Right now, we don’t foresee additional accessories; however, we will update our current collection, which includes mice, keyboards and touchpads, and their drivers, for optimal performance with Windows 10.

Alan Turksu, Satechi: Yes. Actually, our Bluetooth Wireless Smart Keyboard, which is currently available, is compatible with Windows 10 already. We’re looking into adding additional Windows 10-specific functions, such as the Snap function and activating Cortana.

TWICE:We all know that the touchscreen interface of Windows 8 was a bit hard to swallow for many consumers. Some accessory manufacturers tried to bridge the gap by launching products with built-in touchpads for easier swiping. Do you think this will happen again?

Waltman: Windows 8 mainly focused on touch users, but it appears that Windows 10 is trying to strike a balance between different user demands. The “intuitive gestures” for touchscreens can be difficult to learn although they are very efficient once you can control them. Our research showed that Windows touchpad users mainly use the basic mouse functions on their touchpads: click, double-click and scroll.

Windows 10 is bringing back some features that will make it easier to operate by users who are familiar with these functions, like the revival of the Start Menu. Therefore, we are not expecting any really new Windows 10 accessories, only existing products stamped with “Windows 10 compatible” or “designed for Windows 10.”

To reiterate, this is only based on what we know about Windows 10 now. Microsoft might have some surprises up its sleeve.

TWICE: Do you think consumers pay much attention to their current OS when shopping for PC accessories?

Waltman: Most consumers do not typically consider their OS when shopping for PC accessories. Instead, they are looking for something special about form or features. They simply expect the product to work with their OS, which makes sense. Now, if you’re talking about certain new features in an OS that require specific accessories, that’s a different story — for example, the touch functions in Window 8.

Turksu: We’ve noticed a trend for more compatibility with operating systems. With consumers becoming more and more tech savvy, it’s important to them to ensure compatibility with their current or future operating system. That’s why we strive to maintain full usability over as wide a range of operating systems as possible.

TWICE: Are you finding consumers to be interested in PC accessories that also work with tablets and mobile devices?

Waltman: Absolutely. Most consumers own multiple devices, and purchasing accessories that only work with a specific product is no longer feasible. No one wants to carry around multiple accessories, and the convenience of a one-accessory-fits-all is appealing. For example, most customers would look for a keyboard with touchpad that is not only compatible with his or her PC, but the tablet or smart TV, too. Bluetooth provides excellent opportunities for that because there’s no need for an extra receiver.

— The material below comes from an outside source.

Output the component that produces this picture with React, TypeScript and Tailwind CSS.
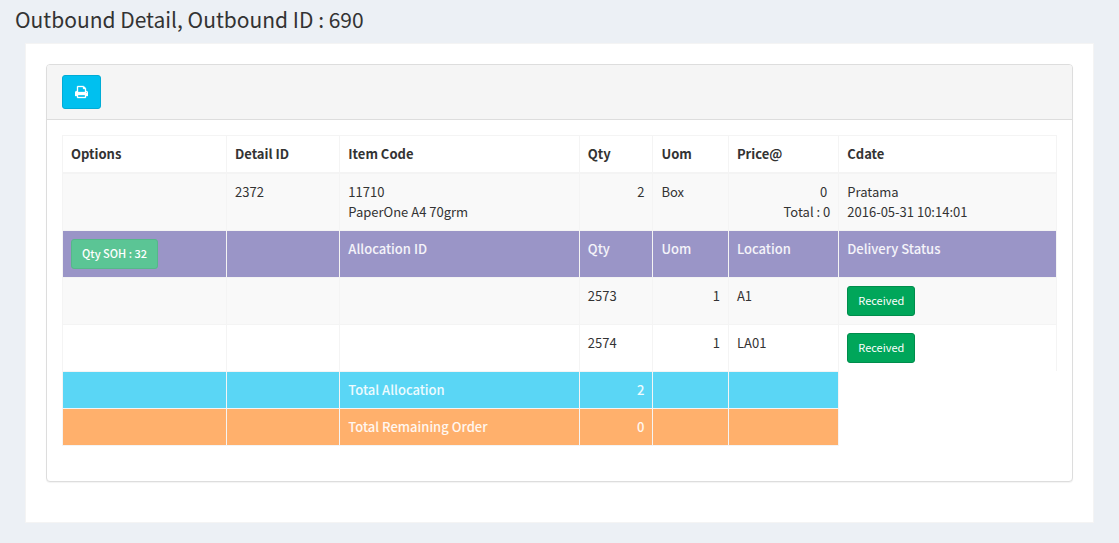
import type { ReactNode } from "react";

const cell = "border border-[#f4f4f4] p-2 align-top";

function Received() {
  return (
    <button type="button" className="block h-[30px] rounded-[3px] border border-[#008d4c] bg-[#00a65a] px-[10px] pb-[2px] text-[11px] leading-[18px] text-white">
      Received
    </button>
  );
}

function TotalRow({ label, value, tone }: { label: ReactNode; value: number; tone: string }) {
  return (
    <tr className="font-medium text-white/90">
      <td className={`${cell} ${tone}`} />
      <td className={`${cell} ${tone}`} />
      <td className={`${cell} ${tone}`}>{label}</td>
      <td className={`${cell} ${tone} text-right`}>{value}</td>
      <td className={`${cell} ${tone}`} />
      <td className={`${cell} ${tone}`} />
    </tr>
  );
}

const allocations = [
  { id: 2573, qty: 1, location: "A1" },
  { id: 2574, qty: 1, location: "LA01" },
];

export default function App() {
  const purple = "bg-[#9a95c7]";
  return (
    <main className="min-h-screen bg-[#ecf0f5] pb-5 font-['Noto_Sans_CJK_SC','Open_Sans',sans-serif] text-[13px] leading-5 text-[#333]">
      <h1 className="px-[15px] pt-[6px] pb-[11px] text-[21px] leading-[26px]">Outbound Detail, Outbound ID : 690</h1>
      <section className="mx-[25px] border border-[#f4f4f4] bg-white px-5 pt-5 pb-10">
        <div className="rounded border border-[#ddd] bg-white shadow-[0_1px_1px_rgba(0,0,0,0.05)]">
          <header className="rounded-t-[3px] border-b border-[#ddd] bg-[#f5f5f5] px-[15px] py-[10px]">
            <button type="button" aria-label="Print" className="flex h-[34px] w-[39px] items-center justify-center rounded-[3px] border border-[#00acd6] bg-[#00c0ef] text-white">
              <svg width="13" height="14" viewBox="0 0 1664 1792" fill="currentColor" stroke="currentColor" strokeWidth="40" aria-hidden="true">
                <path d="M384 1536h896v-256H384v256zm0-640h896V512h-160q-40 0-68-28t-28-68V256H384v640zm1152 64q0-26-19-45t-45-19-45 19-19 45 19 45 45 19 45-19 19-45zm128 0v416q0 13-9.500 22.500t-22.500 9.500h-224v160q0 40-28 68t-68 28H352q-40 0-68-28t-28-68v-160H32q-13 0-22.500-9.500T0 1376V960q0-79 56.500-135.500T192 768h64V224q0-40 28-68t68-28h672q40 0 88 20t76 48l152 152q28 28 48 76t20 88v256h64q79 0 135.500 56.500T1664 960z" />
              </svg>
            </button>
          </header>
          <div className="px-[15px] pt-[15px] pb-[35px]">
            <table className="w-full table-fixed border-collapse text-left">
              <colgroup>
                <col className="w-[16.5%]" />
                <col className="w-[11.4%]" />
                <col className="w-[24.1%]" />
                <col className="w-[7.4%]" />
                <col className="w-[7.6%]" />
                <col className="w-[11.1%]" />
                <col className="w-[21.9%]" />
              </colgroup>
              <thead>
                <tr className="font-bold">
                  {["Options", "Detail ID", "Item Code", "Qty", "Uom", "Price@", "Cdate"].map((name) => (
                    <th key={name} scope="col" className="border border-b-2 border-[#f4f4f4] p-2">
                      {name}
                    </th>
                  ))}
                </tr>
              </thead>
              <tbody>
                <tr className="bg-[#f9f9f9]">
                  <td className={cell} />
                  <td className={cell}>2372</td>
                  <td className={cell}>
                    11710
                    <br />
                    PaperOne A4 70grm
                  </td>
                  <td className={`${cell} text-right`}>2</td>
                  <td className={cell}>Box</td>
                  <td className={`${cell} text-right`}>
                    <span className="pr-[3px]">0</span>
                    <br />
                    Total : 0
                  </td>
                  <td className={cell}>
                    Pratama
                    <br />
                    2016-05-31 10:14:01
                  </td>
                </tr>
                <tr className="font-medium text-white/90">
                  <td className={`${cell} ${purple}`}>
                    <button type="button" className="block h-[30px] rounded-[3px] border border-[#55b889] bg-[#5bc595] px-[10px] pb-[2px] text-[11px] leading-[18px] font-medium whitespace-nowrap text-white">
                      Qty SOH : 32
                    </button>
                  </td>
                  <td className={`${cell} ${purple}`} />
                  <td className={`${cell} ${purple}`}>Allocation ID</td>
                  <td className={`${cell} ${purple}`}>Qty</td>
                  <td className={`${cell} ${purple}`}>Uom</td>
                  <td className={`${cell} ${purple}`}>Location</td>
                  <td className={`${cell} ${purple}`}>Delivery Status</td>
                </tr>
                {allocations.map(({ id, qty, location }, index) => (
                  <tr key={id} className="odd:bg-[#f9f9f9]">
                    <td className={cell} />
                    <td className={cell} />
                    <td className={cell} />
                    <td className={cell}>{id}</td>
                    <td className={`${cell} text-right`}>{qty}</td>
                    <td className={cell}>{location}</td>
                    <td className={index === allocations.length - 1 ? "border border-b-0 border-[#f4f4f4] p-2 align-top" : cell}>
                      <Received />
                    </td>
                  </tr>
                ))}
                <TotalRow label="Total Allocation" value={2} tone="bg-[#5ad6f5]" />
                <TotalRow label="Total Remaining Order" value={0} tone="bg-[#ffb06c]" />
              </tbody>
            </table>
          </div>
        </div>
      </section>
    </main>
  );
}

Turksu: Yes. In fact, that’s why we created the Bluetooth Wireless Smart Keyboard. Our new keyboard can sync with up to five devices and is compatible with desktop computers, laptops, tablets and smartphones, including Android and iOS. Since customers are using their mobile devices for more than just phone calls, we want to make sure we can help them accomplish all their tasks from any device.

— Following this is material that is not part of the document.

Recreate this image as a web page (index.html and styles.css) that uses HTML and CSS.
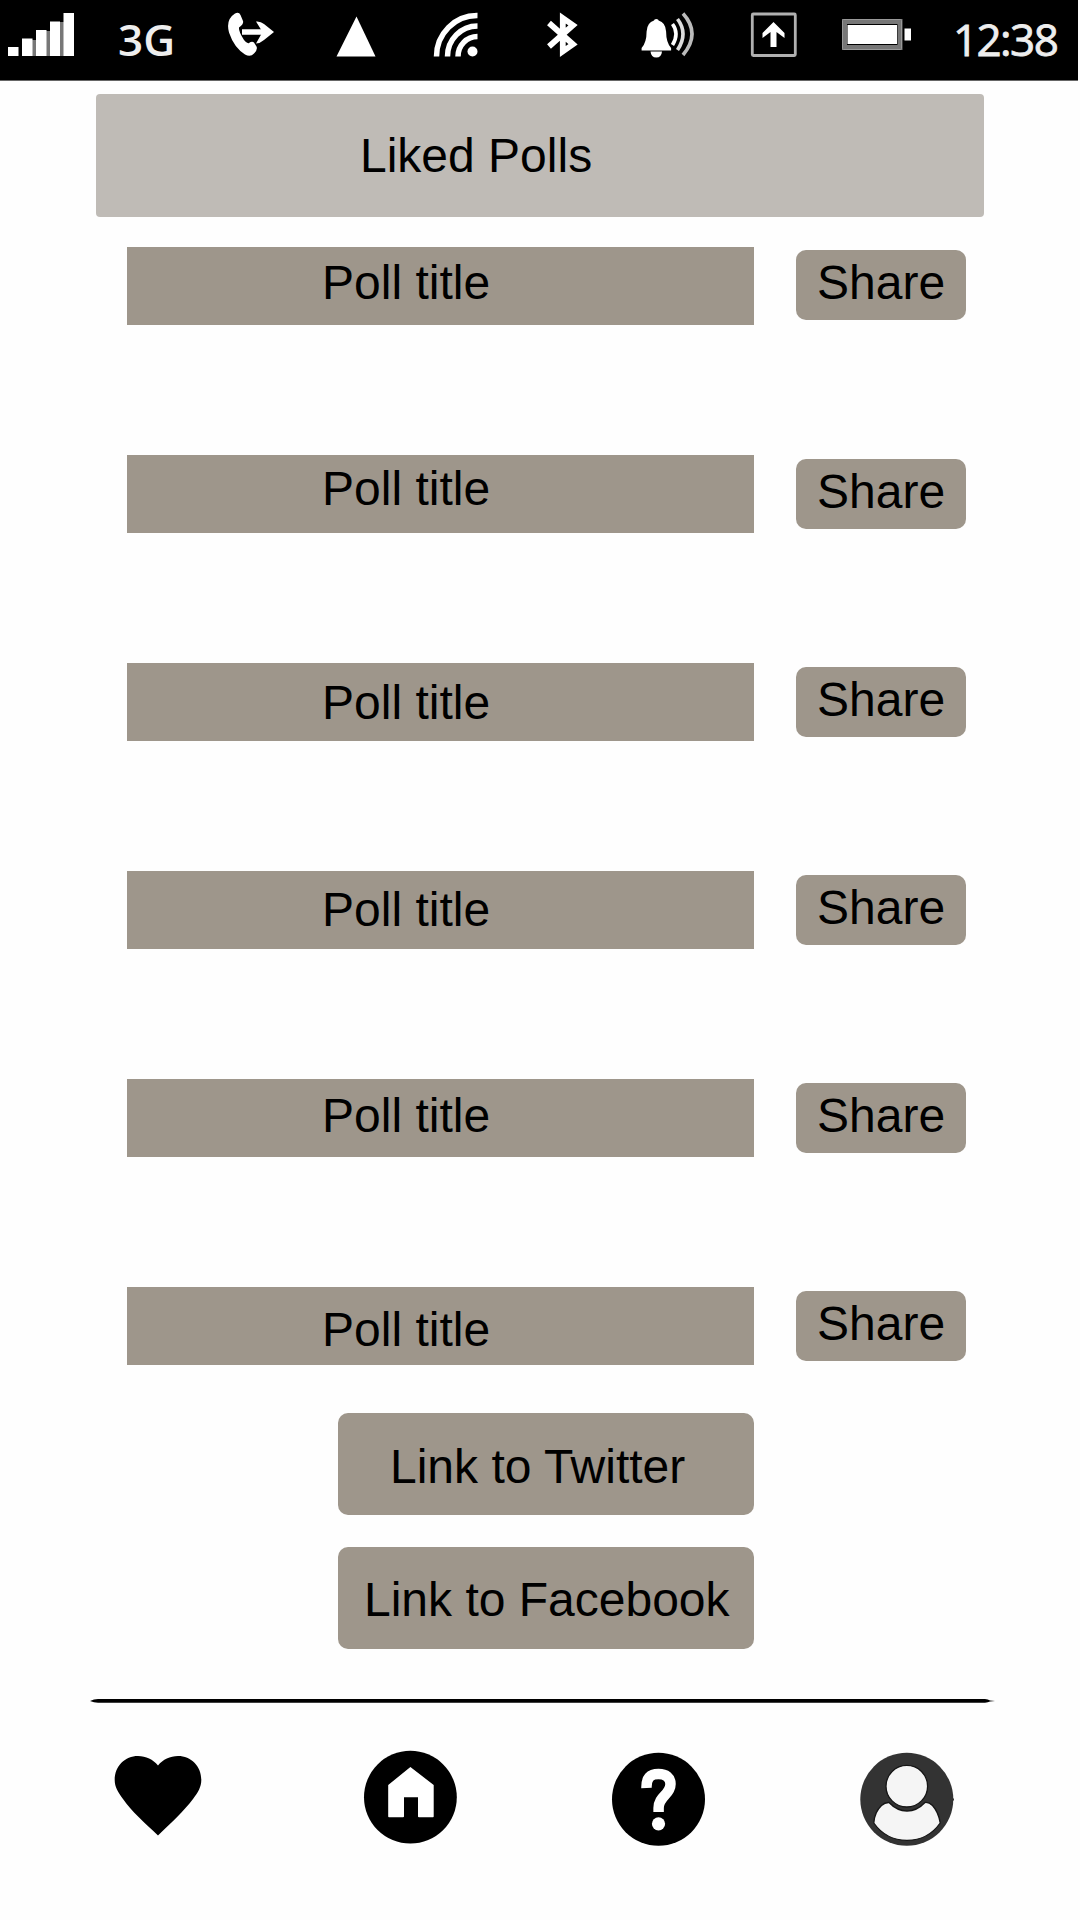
FILE: index.html
```html
<!DOCTYPE html>
<html lang="en">
<head>
<meta charset="utf-8">
<title>Liked Polls</title>
<link rel="stylesheet" href="styles.css">
</head>
<body>
<header class="status">
  <svg width="90" height="80" viewBox="0 0 90 80"><path fill="#777" d="M46 31h4v25h-4zM60 22h4v34h-4zM32 40h4v16h-4z"/><path fill="#fff" d="M8 47h10.500v9H8zM22 38.500h10.500V56H22zM36 30h10.500v26H36zM50 21.500h10V56H50zM63.500 13H74v43H63.500z"/></svg>
  <span class="network">3G</span>
  <svg width="100" height="80" viewBox="200 0 100 80"><path fill="#fff" d="M235 13.500q4-2 5.500 1.500l2.500 6q1 3-4 6.500q-.5 4 5 12.500q3 4 5 3q3-2 5-.5l2.500 4q1.500 3-2.500 7q-3.500 4-9 1q-11-7-16-22q-3.500-13 6-19z"/><path fill="none" stroke="#fff" stroke-width="5.500" d="M242 32h28"/><path fill="#fff" d="M256 21.500q4.500-.5 8 2.500l10 8-10 8q-4 3.500-8 3.500l6.500-11.500z"/></svg>
  <svg width="100" height="80" viewBox="300 0 100 80"><path fill="#fff" d="M356.500 16.500L375.500 56.500H336.500z"/></svg>
  <svg width="100" height="80" viewBox="400 0 100 80"><g fill="none" stroke="#fff" stroke-width="5.500"><path d="M436.500 56.500A40.500 41 0 0 1 477.500 15.500M447.500 56.500A30 30.500 0 0 1 477.500 26M458 56.500A19.500 20 0 0 1 477.500 36.500"/></g><circle cx="472.500" cy="51.500" r="5" fill="#fff"/></svg>
  <svg width="100" height="80" viewBox="500 0 100 80"><path fill="none" stroke="#fff" stroke-width="5.800" d="M549 23L573 44.300L562.800 51.500V18L573 25.200L549 46.500"/></svg>
  <svg width="120" height="80" viewBox="600 0 120 80"><path fill="#fff" d="M654 20.500q0-1.500 2.300-1.500t2.300 1.500q7 2 7.500 11q0 11 5 16.500v2.500h-29.500V48q5-5.500 5-16.500q.5-9 7.400-11zM650.500 51.500h11.500q-.5 6-5.700 6t-5.800-6z"/><g fill="none" stroke="#fff" stroke-width="3.600"><path d="M672.500 24q7 9.500 0 21"/><path d="M677.500 19q11 14.500 0 31" stroke="#ddd"/><path d="M683 13.500q18 20 0 41.500" stroke="#bbb"/></g></svg>
  <svg width="100" height="80" viewBox="720 0 100 80"><rect x="752.300" y="14" width="43" height="41.500" rx="1" fill="none" stroke="#b0b0b0" stroke-width="2.800"/><path fill="#fff" d="M773.500 22L784.500 33V38L776.500 32V47H770.500V32L762.500 38V33z"/></svg>
  <svg width="110" height="80" viewBox="820 0 110 80"><rect x="844.500" y="21.500" width="55.500" height="26" fill="none" stroke="#777" stroke-width="5"/><rect x="842.500" y="19.500" width="59" height="30" rx="1" fill="none" stroke="#999" stroke-width="1"/><path fill="#fff" d="M847.500 25h49.500v19h-49.500zM904.500 28.500h6.500v12h-6.500z"/></svg>
  <span class="clock">12:38</span>
</header>

<main class="content">
  <h1 class="heading">Liked Polls</h1>
  <ul class="polls">
    <li class="poll"><div class="poll-title t1">Poll title</div><button class="share first">Share</button></li>
    <li class="poll"><div class="poll-title t2">Poll title</div><button class="share">Share</button></li>
    <li class="poll"><div class="poll-title t3">Poll title</div><button class="share">Share</button></li>
    <li class="poll"><div class="poll-title t4">Poll title</div><button class="share">Share</button></li>
    <li class="poll"><div class="poll-title t5">Poll title</div><button class="share">Share</button></li>
    <li class="poll"><div class="poll-title t6">Poll title</div><button class="share">Share</button></li>
  </ul>
  <div class="links">
    <button class="link twitter">Link to Twitter</button>
    <button class="link facebook">Link to Facebook</button>
  </div>
</main>

<footer>
  <svg class="divider" width="907" height="4" viewBox="0 0 907 4"><path d="M1 2Q5 0 9 0H896Q899 .5 901 1.400L906 2L901 2.600Q899 3.700 896 3.800H9Q5 3.800 1 2z"/></svg>
  <nav class="tabs">
    <svg width="96" height="96" viewBox="110 1750 96 96"><path d="M158 1835.500C144 1822 132 1812 123 1799C118 1792 114.700 1787 114.700 1780C114.700 1766 125 1756 138 1756C146 1756 153 1759.500 158 1765.500C163 1759.500 170 1756 178 1756C191 1756 201.300 1766 201.300 1780C201.300 1787 198 1792.500 193 1799C184 1811 172 1822 158 1835.500z"/></svg>
    <svg width="96" height="96" viewBox="362 1750 96 96"><circle cx="410.400" cy="1797.200" r="46.400"/><path fill="#fff" d="M410.400 1767L433.700 1785V1816.500Q433.700 1817.300 433 1817.300H419Q418 1817.300 418 1816.500V1797.300H404V1816.500Q404 1817.300 403 1817.300H389Q388.200 1817.300 388.200 1816.500V1785z"/></svg>
    <svg width="96" height="96" viewBox="610 1750 96 96"><circle cx="658.500" cy="1799.300" r="46.500"/><path fill="none" stroke="#fff" stroke-width="10.500" d="M646.500 1788C646.200 1778 650 1774 658.500 1774C666 1774 670.500 1777.500 670.500 1784C670.500 1795 658.600 1796 658.600 1808V1812"/><circle cx="658.500" cy="1823.800" r="6.600" fill="#fff"/></svg>
    <svg width="96" height="96" viewBox="858 1750 96 96"><circle cx="906.800" cy="1799.300" r="46.500" fill="#333"/><path fill="#333" d="M952 1797l2.500 2.500-2.500 2.500z"/><g fill="#f5f5f5" stroke="#151515" stroke-width="1.300"><circle cx="906.800" cy="1786.200" r="20.800"/><path d="M889 1802.500Q897 1811 907 1811Q917 1811 925 1802.500Q929 1802 932.500 1805.500Q938.500 1812 940.200 1823Q928 1840.300 907 1840.300Q886 1840.300 873.800 1823Q874.500 1812 881.500 1805.500Q885 1802.300 889 1802.500z"/></g></svg>
  </nav>
</footer>
</body>
</html>
```
FILE: styles.css
```css
* {
  box-sizing: border-box;
}

body {
  margin: 0;
  width: 1080px;
  height: 1920px;
  overflow: hidden;
  background: #fefefe;
  color: #000;
  font: 48px/53px "Liberation Sans", Arial, sans-serif;
}

svg {
  display: block;
  flex: none;
}

.status {
  display: flex;
  width: 1078px;
  height: 81px;
  background: #000;
  border-bottom: 1px solid #666;
  color: #eee;
  font-family: "Open Sans", "Noto Sans", sans-serif;
  font-size: 44px;
  line-height: 60px;
  white-space: nowrap;
}

.network {
  width: 110px;
  padding: 9px 0 0 28px;
  font-weight: 600;
}

.clock {
  width: 148px;
  padding: 9px 0 0 23px;
  letter-spacing: -1.6px;
  -webkit-text-stroke: 0.8px #eee;
}

.content {
  padding-top: 13px;
}

.heading {
  width: 888px;
  height: 123px;
  margin: 0 0 30px 96px;
  padding: 35px 0 0 264px;
  border-radius: 4px;
  background: #bfbbb6;
  font-size: inherit;
  font-weight: 400;
}

.polls {
  display: flex;
  flex-direction: column;
  gap: 130px;
  margin: 0;
  padding: 0 0 0 127px;
  list-style: none;
}

.poll {
  display: flex;
  gap: 42px;
  height: 78px;
}

.poll-title {
  width: 627px;
  padding-left: 195px;
  background: #9e968b;
}

.t1 { padding-top: 9px; }
.t2 { padding-top: 7px; }
.t3 { padding-top: 13px; }
.t4 { padding-top: 12px; }
.t5 { padding-top: 10px; }
.t6 { padding-top: 16px; }

.share,
.link {
  display: flex;
  align-items: flex-start;
  border: 0;
  border-radius: 10px;
  background: #9e968b;
  color: inherit;
  font: inherit;
  white-space: nowrap;
}

.share {
  width: 170px;
  height: 70px;
  margin: 4px 0 0;
  padding: 6px 0 0 21px;
}

.share.first {
  margin-top: 3px;
}

.links {
  display: flex;
  flex-direction: column;
  gap: 32px;
  padding: 48px 0 0 338px;
}

.link {
  width: 416px;
  height: 102px;
}

.twitter {
  padding: 27px 0 0 52px;
}

.facebook {
  padding: 26px 0 0 26px;
}

.divider {
  margin: 50px 0 0 89px;
}

.tabs {
  display: flex;
  gap: 152px;
  padding: 47px 0 0 110px;
}

.tabs svg:first-child {
  margin-right: 4px;
}
```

TWICE: Are you expecting a surge in PC accessory sales following the Windows 10 launch?

Waltman: The hardware requirements for Windows 10 are the same as Windows 8. You need a processor of at least 1GHz, supporting PAE, NX and SSE2. Regarding memory, you’ll need at least 1GB for the 32-bit version, or 2GB for the 64-bit version. So I do not think this will boost PC or tablet sales substantially, perhaps a small increase only because something new (like an OS) can draw attention. Additionally, I only expect a small rise in sales for the accessories (like mice, keyboards, and touchpads).

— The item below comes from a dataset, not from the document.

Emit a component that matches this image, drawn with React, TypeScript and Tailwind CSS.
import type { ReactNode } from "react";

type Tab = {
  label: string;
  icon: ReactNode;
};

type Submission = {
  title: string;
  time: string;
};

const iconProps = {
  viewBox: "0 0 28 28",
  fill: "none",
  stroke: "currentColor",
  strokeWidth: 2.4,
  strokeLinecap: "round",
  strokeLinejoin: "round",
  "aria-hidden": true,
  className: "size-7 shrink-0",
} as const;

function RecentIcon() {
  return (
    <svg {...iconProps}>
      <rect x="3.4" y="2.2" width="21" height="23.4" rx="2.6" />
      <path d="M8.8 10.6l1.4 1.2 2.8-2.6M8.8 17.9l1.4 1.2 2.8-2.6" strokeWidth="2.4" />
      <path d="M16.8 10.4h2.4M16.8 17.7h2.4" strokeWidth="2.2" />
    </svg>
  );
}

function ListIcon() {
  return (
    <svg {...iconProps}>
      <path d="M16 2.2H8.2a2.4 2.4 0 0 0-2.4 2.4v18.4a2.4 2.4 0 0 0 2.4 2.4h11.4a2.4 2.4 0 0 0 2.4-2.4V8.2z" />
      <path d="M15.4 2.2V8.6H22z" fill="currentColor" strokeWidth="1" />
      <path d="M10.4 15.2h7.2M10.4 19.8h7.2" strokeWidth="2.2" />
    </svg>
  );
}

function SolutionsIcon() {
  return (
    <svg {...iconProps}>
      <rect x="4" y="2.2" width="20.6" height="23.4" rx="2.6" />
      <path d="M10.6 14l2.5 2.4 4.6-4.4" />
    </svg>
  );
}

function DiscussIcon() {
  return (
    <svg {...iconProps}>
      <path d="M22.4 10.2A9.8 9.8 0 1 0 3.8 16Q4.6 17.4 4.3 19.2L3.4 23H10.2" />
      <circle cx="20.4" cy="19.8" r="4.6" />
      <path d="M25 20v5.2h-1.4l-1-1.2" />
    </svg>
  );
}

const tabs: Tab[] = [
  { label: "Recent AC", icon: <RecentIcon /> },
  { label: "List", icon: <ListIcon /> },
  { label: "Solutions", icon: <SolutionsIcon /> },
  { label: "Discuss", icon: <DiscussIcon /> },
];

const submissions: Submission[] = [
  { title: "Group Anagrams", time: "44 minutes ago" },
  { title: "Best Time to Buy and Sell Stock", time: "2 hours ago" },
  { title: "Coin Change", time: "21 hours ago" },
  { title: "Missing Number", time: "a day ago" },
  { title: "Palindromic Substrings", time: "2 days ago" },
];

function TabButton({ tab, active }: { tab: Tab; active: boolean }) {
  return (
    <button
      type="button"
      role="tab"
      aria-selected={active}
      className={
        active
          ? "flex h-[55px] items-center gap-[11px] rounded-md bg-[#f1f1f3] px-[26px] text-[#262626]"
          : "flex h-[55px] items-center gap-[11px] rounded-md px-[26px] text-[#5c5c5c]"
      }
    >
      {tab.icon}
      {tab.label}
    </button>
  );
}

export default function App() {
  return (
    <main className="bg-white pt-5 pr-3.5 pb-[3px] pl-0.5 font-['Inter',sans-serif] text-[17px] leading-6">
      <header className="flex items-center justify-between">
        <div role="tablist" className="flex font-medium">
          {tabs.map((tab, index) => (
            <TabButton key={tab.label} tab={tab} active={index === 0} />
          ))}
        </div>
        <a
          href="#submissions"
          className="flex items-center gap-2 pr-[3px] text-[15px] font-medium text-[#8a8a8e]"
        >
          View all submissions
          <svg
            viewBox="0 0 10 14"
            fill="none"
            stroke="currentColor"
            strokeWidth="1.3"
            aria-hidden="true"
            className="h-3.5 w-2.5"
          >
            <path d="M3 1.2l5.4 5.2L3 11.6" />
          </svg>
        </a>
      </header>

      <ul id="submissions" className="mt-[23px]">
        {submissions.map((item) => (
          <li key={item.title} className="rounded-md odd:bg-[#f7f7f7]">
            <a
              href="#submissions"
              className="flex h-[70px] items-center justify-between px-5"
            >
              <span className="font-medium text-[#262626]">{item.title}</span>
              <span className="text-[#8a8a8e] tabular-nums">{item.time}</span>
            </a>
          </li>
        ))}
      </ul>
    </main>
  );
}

Turksu: No, I don’t think so. I think customers will need to try out Windows 10 before they leave the current operating systems that they’re already comfortable using.

TWICE: What are your impressions of the Windows 10 OS?

Turksu: So far, I like it for several reasons — one is that they’re asking for comments from the public, which is good because it will create a more user-friendly products. It also is bridging the gap between Windows 7 and 8. Based on what I’ve seen thus far, I think it’s something that we will implement.

Waltman: The Windows 10 looks promising although it is still in its early stages. … Windows 10 focuses on handling standard mouse and keyboard input as well as touch input to be used with multiple devices from smartphones to servers. It will switch modes depending on how it is being used. Many people, including myself, will be happy to learn that the Start Menu is back. It is the default if you use a keyboard and mouse; but, you can keep the full-screen Start screen if you prefer it.

The new Task View button on the taskbar helps Window users who do not know the Alt Tab function which move windows. The Charms have been made more mouse-friendly, and you can now use familiar keyboard shortcuts to perform actions. The Action Center notifications also look promising. Overall a lot of productivity improvements, although die-hard touch fans might feel a little disappointed.